● WORK INSTRUCTIONS:
Of all the lines in the material, how many include the word "Convert"? Give only the number.

● DATA FOR THIS TASK:
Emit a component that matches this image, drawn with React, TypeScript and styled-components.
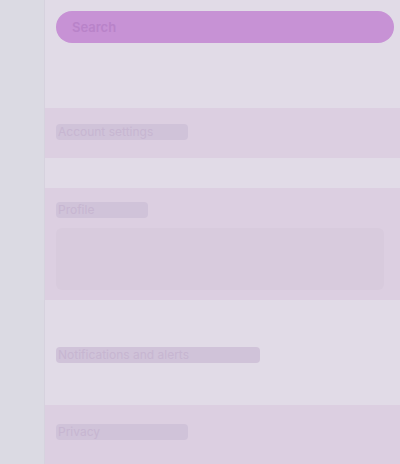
import styled, { createGlobalStyle } from "styled-components";

const Global = createGlobalStyle`
  html, body {
    margin: 0;
    padding: 0;
    background: #e1dbe7;
    font-family: "Inter", "Noto Sans", sans-serif;
  }
`;

const Shell = styled.div`
  display: flex;
  width: 400px;
  height: 464px;
  overflow: hidden;
`;

const Rail = styled.nav`
  width: 44px;
  flex-shrink: 0;
  background: #dbdae3;
  border-right: 1px solid #d6d2de;
`;

const Main = styled.main`
  flex: 1;
  display: flex;
  flex-direction: column;
  padding: 11px 6px 0 11px;
  min-width: 0;
  > * {
    flex-shrink: 0;
  }
`;

const SearchBar = styled.div`
  height: 32px;
  border-radius: 16px;
  background: #c792d5;
  display: flex;
  align-items: center;
  padding: 0 16px;
  color: #b983c9;
  font-size: 13px;
  font-weight: 600;
`;

const Section = styled.section<{ $height: number; $tint?: boolean; $top: number }>`
  height: ${({ $height }) => $height}px;
  box-sizing: border-box;
  margin: 0 -6px 0 -11px;
  padding: ${({ $top }) => $top}px 16px 0 11px;
  background: ${({ $tint }) => ($tint ? "#dccfe1" : "transparent")};
  display: flex;
  flex-direction: column;
  gap: 10px;
`;

const Label = styled.div<{ $width: number }>`
  box-sizing: border-box;
  width: ${({ $width }) => $width}px;
  height: 16px;
  border-radius: 4px;
  background: #d0c3d9;
  color: #c7b6d1;
  font-size: 12px;
  line-height: 16px;
  padding-left: 2px;
  white-space: nowrap;
  overflow: hidden;
`;

const Body = styled.div`
  height: 62px;
  border-radius: 6px;
  background: #d8cbdd;
`;

const Spacer = styled.div<{ $h: number }>`
  height: ${({ $h }) => $h}px;
`;

export default function App() {
  return (
    <>
      <Global />
      <Shell>
        <Rail />
        <Main>
          <SearchBar>Search</SearchBar>
          <Spacer $h={65} />
          <Section $height={50} $top={16} $tint>
            <Label $width={132}>Account settings</Label>
          </Section>
          <Spacer $h={30} />
          <Section $height={112} $top={14} $tint>
            <Label $width={92}>Profile</Label>
            <Body />
          </Section>
          <Spacer $h={30} />
          <Section $height={50} $top={17}>
            <Label $width={204}>Notifications and alerts</Label>
          </Section>
          <Spacer $h={25} />
          <Section $height={70} $top={19} $tint>
            <Label $width={132}>Privacy</Label>
          </Section>
        </Main>
      </Shell>
    </>
  );
}
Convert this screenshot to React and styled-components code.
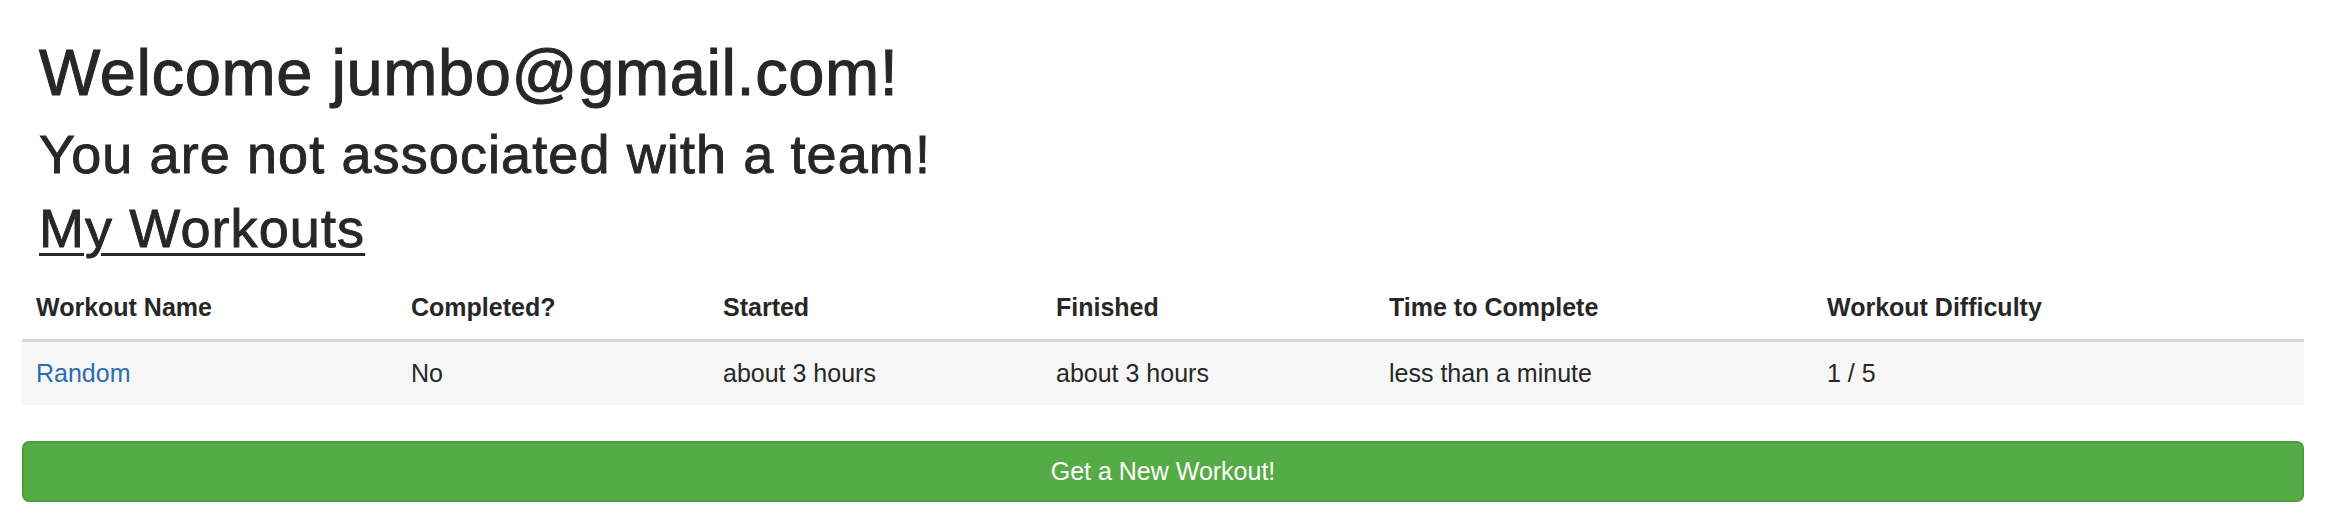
import React from 'react';
import styled, { createGlobalStyle } from 'styled-components';

const workouts = [
    {
        name: 'Random',
        completed: 'No',
        started: 'about 3 hours',
        finished: 'about 3 hours',
        duration: 'less than a minute',
        difficulty: '1 / 5',
    },
];

// widths include the cell padding (cells are border-box)
const columns = [
    { label: 'Workout Name', width: 375 },
    { label: 'Completed?', width: 312 },
    { label: 'Started', width: 333 },
    { label: 'Finished', width: 333 },
    { label: 'Time to Complete', width: 438 },
    { label: 'Workout Difficulty', width: 'auto' },
];

const GlobalStyle = createGlobalStyle`
    html, body {
        margin: 0;
        padding: 0;
        background: #ffffff;
    }
    body {
        font-family: "Liberation Sans", Arial, Helvetica, sans-serif;
        color: #272727;
    }
`;

/**
 * Outer page wrapper.
 */
const Page = styled.div`
    display: flex;
    flex-direction: column;
    padding: 0 24px 0 22px;
`;

const Intro = styled.div`
    display: flex;
    flex-direction: column;
    padding: 37px 0 17px 17px;
`;

const Title = styled.h1`
    margin: 0;
    font-size: 65px;
    line-height: 72px;
    font-weight: 400;
    letter-spacing: 0.6px;
    -webkit-text-stroke: 1px #272727;
`;

const Subtitle = styled.h2`
    margin: ${(p) => (p.$gap ? `${p.$gap}px` : '0')} 0 0;
    font-size: 54px;
    line-height: 60px;
    font-weight: 400;
    letter-spacing: 1.1px;
    -webkit-text-stroke: 0.9px #272727;
    text-decoration: ${(p) => (p.$underline ? 'underline' : 'none')};
    text-decoration-thickness: 3px;
    text-underline-offset: 6px;
`;

const Table = styled.table`
    width: 100%;
    border-collapse: collapse;
    border-spacing: 0;
    table-layout: fixed;
    margin-bottom: 36px;
    font-size: 25px;
    line-height: 36px;
`;

const HeadCell = styled.th`
    box-sizing: border-box;
    text-align: left;
    font-weight: 700;
    padding: 14px;
    border-bottom: 3px solid #d6d6d6;
    width: ${(p) => (typeof p.$width === 'number' ? `${p.$width}px` : p.$width)};
`;

const Row = styled.tr`
    background: ${(p) => (p.$striped ? '#f7f7f7' : 'transparent')};
`;

const Cell = styled.td`
    padding: 13px 14px 14px 14px;
`;

const Link = styled.a`
    color: #2d6bb2;
    text-decoration: none;
`;

const Button = styled.button`
    display: block;
    width: 100%;
    height: 61px;
    margin: 0;
    padding: 0;
    border: 2px solid #4a9f3c;
    border-radius: 7px;
    background: #55ac46;
    color: #ffffff;
    font-family: "Liberation Sans", Arial, Helvetica, sans-serif;
    font-size: 25px;
    text-align: center;
    cursor: pointer;
`;

export default function App() {
    return (
        <Page>
            <GlobalStyle />
            <Intro>
                <Title>Welcome jumbo@gmail.com!</Title>
                <Subtitle $gap={15}>You are not associated with a team!</Subtitle>
                <Subtitle $gap={14} $underline>My Workouts</Subtitle>
            </Intro>
            <Table>
                <thead>
                    <tr>
                        {columns.map((c) => (
                            <HeadCell key={c.label} $width={c.width}>
                                {c.label}
                            </HeadCell>
                        ))}
                    </tr>
                </thead>
                <tbody>
                    {workouts.map((w, i) => (
                        <Row key={w.name} $striped={i % 2 === 0}>
                            <Cell>
                                <Link href="#">{w.name}</Link>
                            </Cell>
                            <Cell>{w.completed}</Cell>
                            <Cell>{w.started}</Cell>
                            <Cell>{w.finished}</Cell>
                            <Cell>{w.duration}</Cell>
                            <Cell>{w.difficulty}</Cell>
                        </Row>
                    ))}
                </tbody>
            </Table>
            <Button type="button">Get a New Workout!</Button>
        </Page>
    );
}
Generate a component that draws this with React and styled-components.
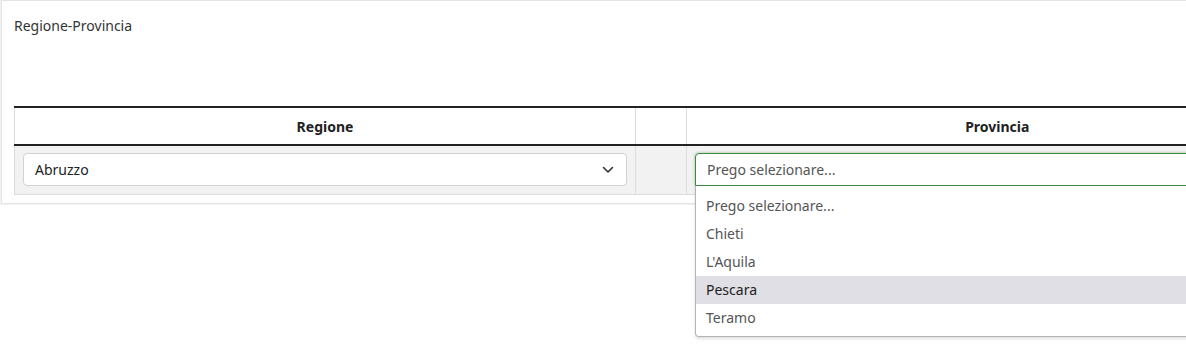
import React from "react";
import styled, { createGlobalStyle } from "styled-components";

const Global = createGlobalStyle`
  html, body { margin: 0; padding: 0; background: #fff; }
  body { font-family: "Noto Sans", "Open Sans", sans-serif; color: #333; }
  * { box-sizing: border-box; }
`;

const Page = styled.div`
  width: 100vw;
  height: 100vh;
  overflow: hidden;
  position: relative;
`;

const Card = styled.div`
  margin-left: 1px;
  width: 1340px;
  border: 1px solid #e4e4e4;
  box-shadow: 0 0 0 1px #f2f2f2;
  padding: 15px 13px 8px 12px;
  background: #fff;
`;

const Title = styled.div`
  font-size: 14px;
  line-height: 20px;
  color: #333;
`;

const Table = styled.table`
  margin-top: 70px;
  border-collapse: collapse;
  table-layout: fixed;
  width: 1293px;
`;

const Th = styled.th`
  width: ${(p) => p.$w}px;
  height: 38px;
  border-top: 2px solid #222;
  border-bottom: 2px solid #222;
  border-left: 1px solid #dcdcdc;
  font-size: 14px;
  font-weight: 700;
  color: #222;
  text-align: center;
  padding: 0;
`;

const Td = styled.td`
  background: #f2f2f2;
  border-left: 1px solid #dcdcdc;
  border-bottom: 1px solid #dcdcdc;
  padding: 7px 8px 8px;
  height: 49px;
`;

const Field = styled.div`
  position: relative;
`;

const SelectBox = styled.div`
  height: 33px;
  background: #fff;
  border: 1px solid ${(p) => (p.$focus ? "#3c8a3f" : "#d2d2d2")};
  border-radius: ${(p) => (p.$focus ? "4px 4px 0 0" : "4px")};
  box-shadow: ${(p) => (p.$focus ? "0 0 3px rgba(60,138,63,0.5)" : "none")};
  display: flex;
  align-items: center;
  justify-content: space-between;
  padding: 0 12px 0 11px;
  font-size: 14px;
  color: ${(p) => (p.$placeholder ? "#555" : "#222")};
`;

const Chevron = () => (
  <svg width="12" height="8" viewBox="0 0 12 8" fill="none">
    <path d="M1.5 1.5 L6 6 L10.5 1.5" stroke="#333" strokeWidth="1.6" strokeLinecap="round" strokeLinejoin="round" />
  </svg>
);

const Menu = styled.ul`
  position: absolute;
  left: 0;
  top: 33px;
  width: 620px;
  margin: 0;
  padding: 6px 0 4px;
  list-style: none;
  background: #fff;
  border: 1px solid #b4b4b4;
  border-top: none;
  border-radius: 0 0 4px 4px;
  box-shadow: 0 2px 3px rgba(0, 0, 0, 0.12);
  z-index: 2;
`;

const Option = styled.li`
  height: 28px;
  line-height: 28px;
  padding: 0 10px;
  font-size: 14px;
  color: ${(p) => (p.$active ? "#222" : "#555")};
  background: ${(p) => (p.$active ? "#e0dfe5" : "transparent")};
`;

const options = ["Prego selezionare...", "Chieti", "L'Aquila", "Pescara", "Teramo"];

export default function App() {
  return (
    <>
      <Global />
      <Page>
        <Card>
          <Title>Regione-Provincia</Title>
          <Table>
            <thead>
              <tr>
                <Th $w={621}>Regione</Th>
                <Th $w={51}></Th>
                <Th $w={621}>Provincia</Th>
              </tr>
            </thead>
            <tbody>
              <tr>
                <Td>
                  <SelectBox>
                    <span>Abruzzo</span>
                    <Chevron />
                  </SelectBox>
                </Td>
                <Td></Td>
                <Td>
                  <Field>
                    <SelectBox $focus $placeholder>
                      <span>Prego selezionare...</span>
                    </SelectBox>
                    <Menu>
                      {options.map((o) => (
                        <Option key={o} $active={o === "Pescara"}>
                          {o}
                        </Option>
                      ))}
                    </Menu>
                  </Field>
                </Td>
              </tr>
            </tbody>
          </Table>
        </Card>
      </Page>
    </>
  );
}
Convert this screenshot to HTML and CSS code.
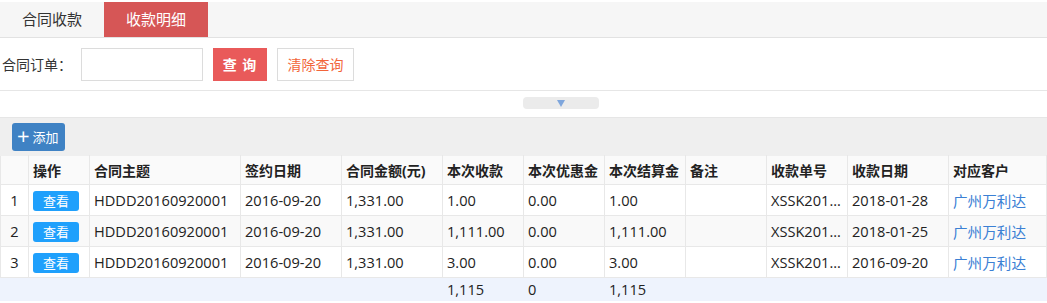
FILE: index.html
```html
<!DOCTYPE html>
<html lang="zh-CN">
<head>
  <meta charset="UTF-8">
  <title>收款明细</title>
  <link rel="stylesheet" href="styles.css">
</head>
<body>
  <div class="tabs">
    <span class="tab">合同收款</span>
    <span class="tab active">收款明细</span>
  </div>

  <div class="search">
    <label class="search-label">合同订单：</label>
    <input class="search-input" type="text">
    <button class="btn-query">查 询</button>
    <button class="btn-clear">清除查询</button>
  </div>

  <div class="collapse">
    <span class="collapse-handle"><span class="arrow"></span></span>
  </div>

  <div class="toolbar">
    <button class="btn-add"><span class="plus">+</span>添加</button>
  </div>

  <table class="grid">
    <colgroup>
      <col style="width:28px"><col style="width:61px"><col style="width:151px"><col style="width:101px">
      <col style="width:101px"><col style="width:81px"><col style="width:81px"><col style="width:81px">
      <col style="width:81px"><col style="width:81px"><col style="width:101px"><col>
    </colgroup>
    <thead>
      <tr>
        <th></th><th>操作</th><th>合同主题</th><th>签约日期</th><th>合同金额(元)</th><th>本次收款</th>
        <th>本次优惠金</th><th>本次结算金</th><th>备注</th><th>收款单号</th><th>收款日期</th><th>对应客户</th>
      </tr>
    </thead>
    <tbody>
      <tr>
        <td class="num">1</td><td><span class="btn-view">查看</span></td><td>HDDD20160920001</td><td>2016-09-20</td>
        <td>1,331.00</td><td>1.00</td><td>0.00</td><td>1.00</td><td></td><td>XSSK201...</td><td>2018-01-28</td>
        <td><a class="link" href="#">广州万利达</a></td>
      </tr>
      <tr class="alt">
        <td class="num">2</td><td><span class="btn-view">查看</span></td><td>HDDD20160920001</td><td>2016-09-20</td>
        <td>1,331.00</td><td>1,111.00</td><td>0.00</td><td>1,111.00</td><td></td><td>XSSK201...</td><td>2018-01-25</td>
        <td><a class="link" href="#">广州万利达</a></td>
      </tr>
      <tr>
        <td class="num">3</td><td><span class="btn-view">查看</span></td><td>HDDD20160920001</td><td>2016-09-20</td>
        <td>1,331.00</td><td>3.00</td><td>0.00</td><td>3.00</td><td></td><td>XSSK201...</td><td>2016-09-20</td>
        <td><a class="link" href="#">广州万利达</a></td>
      </tr>
    </tbody>
    <tfoot>
      <tr>
        <td></td><td></td><td></td><td></td><td></td><td>1,115</td><td>0</td><td>1,115</td><td></td><td></td><td></td><td></td>
      </tr>
    </tfoot>
  </table>
</body>
</html>
```

FILE: styles.css
```css
body {
  margin: 2px 0 0;
  font-family: 'Open Sans', 'Noto Sans CJK SC', sans-serif;
  font-size: 14px;
  color: #222;
  background: #fff;
}

.tabs {
  display: flex;
  height: 35px;
  background: #f6f6f6;
  border-bottom: 1px solid #e2e2e2;
}

.tab {
  width: 104px;
  line-height: 35px;
  text-align: center;
  font-size: 15px;
  color: #333;
}

.tab.active {
  background: #d65656;
  color: #fff;
}

.search {
  display: flex;
  align-items: center;
  height: 52px;
  border-bottom: 1px solid #e6e6e6;
}

.search-label {
  margin-left: 2px;
  width: 79px;
  color: #333;
}

.search-input {
  box-sizing: border-box;
  width: 122px;
  height: 33px;
  border: 1px solid #dcdcdc;
  margin: 0;
}

.btn-query {
  margin-left: 10px;
  width: 54px;
  height: 33px;
  border: 0;
  background: #e95a5a;
  color: #fff;
  font-family: inherit;
  font-size: 14px;
  font-weight: bold;
  letter-spacing: 1px;
}

.btn-clear {
  margin-left: 10px;
  width: 77px;
  height: 33px;
  border: 1px solid #dcdcdc;
  background: #fff;
  color: #f2653a;
  font-family: inherit;
  font-size: 14px;
}

.collapse {
  height: 26px;
  display: flex;
  justify-content: center;
  border-bottom: 1px solid #e6e6e6;
  padding-left: 74px;
}

.collapse-handle {
  margin-top: 6px;
  width: 76px;
  height: 12px;
  border-radius: 4px;
  background: #ebebeb;
  display: flex;
  justify-content: center;
  align-items: center;
}

.arrow {
  width: 0;
  height: 0;
  border-left: 4px solid transparent;
  border-right: 4px solid transparent;
  border-top: 7px solid #7fa6dc;
}

.toolbar {
  height: 37px;
  background: #efefef;
  display: flex;
  align-items: center;
  padding-left: 12px;
}

.btn-add {
  height: 28px;
  padding: 0 6px 0 5px;
  border: 0;
  border-radius: 3px;
  background: #3f82c4;
  color: #fff;
  font-family: inherit;
  font-size: 13px;
  display: flex;
  align-items: center;
}

.plus {
  font-size: 22px;
  line-height: 1;
  margin-right: 3px;
  margin-top: -3px;
}

.grid {
  width: 1047px;
  table-layout: fixed;
  border-collapse: collapse;
  font-size: 14.6px;
}

.grid th,
.grid td {
  border: 1px solid #e8e8e8;
  padding: 0 4px;
  text-align: left;
  white-space: nowrap;
  overflow: hidden;
}

.grid th {
  height: 28px;
  background: #fafafa;
  font-weight: bold;
  font-size: 14px;
  color: #222;
  border-top-color: #efefef;
}

.grid tbody td {
  height: 30px;
}

.grid tr.alt td {
  background: #f9f9f9;
}

.grid td.num {
  text-align: center;
  padding: 0;
}

.grid tfoot td {
  height: 22px;
  background: #eef3fd;
  border-color: #eef3fd;
}

.btn-view {
  display: inline-block;
  width: 46px;
  height: 20px;
  line-height: 20px;
  border-radius: 3px;
  background: #1fa0fc;
  color: #fff;
  font-size: 13px;
  text-align: center;
  vertical-align: middle;
}

.link {
  color: #3b80d4;
  text-decoration: none;
}
```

● RESPONSE FOR THIS EXERCISE:
2